Figure 11.9: 20 day HV and 30 day IV in SPX.

The time to execute a calendar was in late July when HV was dropping and IV was low. At the end of August, HV was bottoming and vol was low, but then HV started to move again. It is important to pay attention not to where HV is, but the direction of movement. If HV is falling and is in the toilet, that could be a great time to execute a calendar. If HV and IV are both low, that might seem like a great spread, but might not have as much edge in the trade.

Choose the Right Strikes

Don’t ignore strike-to-strike volatility—how one strike’s IV is priced against that of another strike. Within a month, each strike has its own volatility and that can be expensive or cheap. Examining standard term structure provides insight into where volatility is currently; in order to optimize a trade, review each strike to find the right price. Look at the December 9 contract and December 30 contract in AAPL around the ATM strikes as shown in Figure 11.10.

Figure 11.10: Strike prices in AAPL in options in the December 9 and December 30 contracts.

The spread between the different strikes varies from strike to strike. The 107s have a vol spread of 0.35 (21.9 less 21.55), the 108s are 0.14, the 109s are 0.30 and the 110s are 0.31.

Based on the spreads, there is more potential in trading the 108 calendar with its tighter spreads than the other contracts. If you are setting up an ATM calendar, the 108s appear to be the strike to trade as the IV spread is less than half of the surrounding strikes. While 0.14 to 0.3 might not seem like much based on the net vega of the spread, which is about 4 cents in the calendar, executing the 108 would produce an extra 0.01 in the calendar. A penny is equal to the commission on the trade.

If you are able to trade commission-free, how much more would you make in a year? While you can’t trade commission-free, you can create enough edge in a trade to negate its cost.

Execute the Trade

If you put on a calendar and then the underlying moves (unless the move is a crazy hard move), given the edge executed in the trade, the trade should be near break-even or only slightly down. Practice closing these trades almost immediately. A well-executed calendar should make money in a few days.

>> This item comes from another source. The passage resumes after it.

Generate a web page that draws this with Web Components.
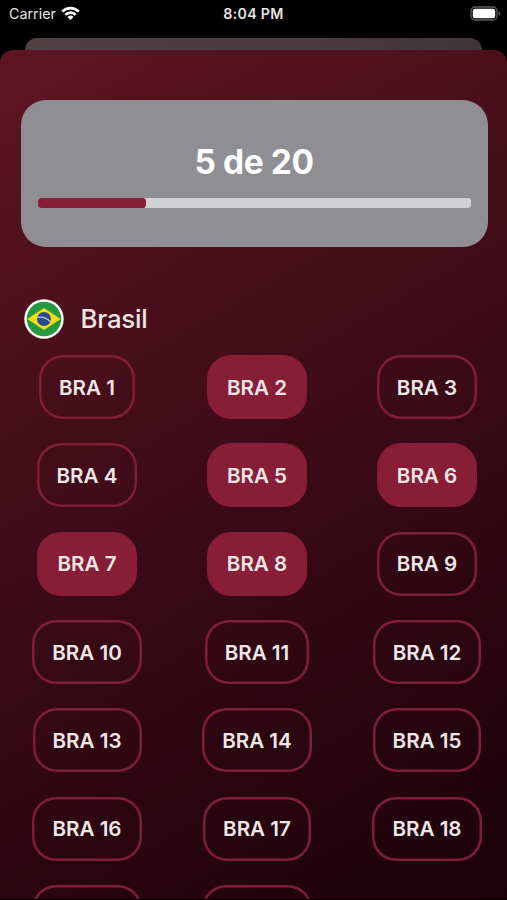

If it doesn’t, or starts losing money, there might not have been nearly as much edge, or the edge could lose. Closing trades with edge that lose, quickly, and then making money on the winners should result in more profits than losses.

An alternative to this management tactic is to add a calendar in the direction of movement. This is a more nuanced approach to management, and requires conditions the trader liked about the first calendar to still be in effect, thus the calendar would have an edge to it. If you do this, you will end up with a double calendar that will be around the current price. However, you still need to have great calendar trading conditions. In this scenario, you sell a calendar one strike beyond where the underlying is currently trading; thus, if you executed an AAPL 150 calendar initially, and the stock ran to 155, you would then add a calendar at the 157.5 or 160 strike (see Figure 11.11).

Figure 11.11: Adding subsequent calendars.

The underlying is now surrounded by calendar spreads. If the underlying sits, you will make money as time passes and if IV runs higher. If the things that make a calendar not work continue to happen, you will lose more. This is why, when the conditions for a calendar are no longer present on the initial spread, you should kill the trade.

Manage the Trade

With calendar spreads traded for edge, we believe in the simple approach to adjusting. Each trade should have edge. We look for a simple approach to calendar management.

Exit

When managing a calendar, you should be going for about 10–15% of the margin, while looking to lose less than 5%. If this is done over time, calendar trading should produce net overall profits. The absolute max loss on a calendar should be about what you are trying to make in profit. The key is the edge though. If you trade these with edge over time, calendars will win.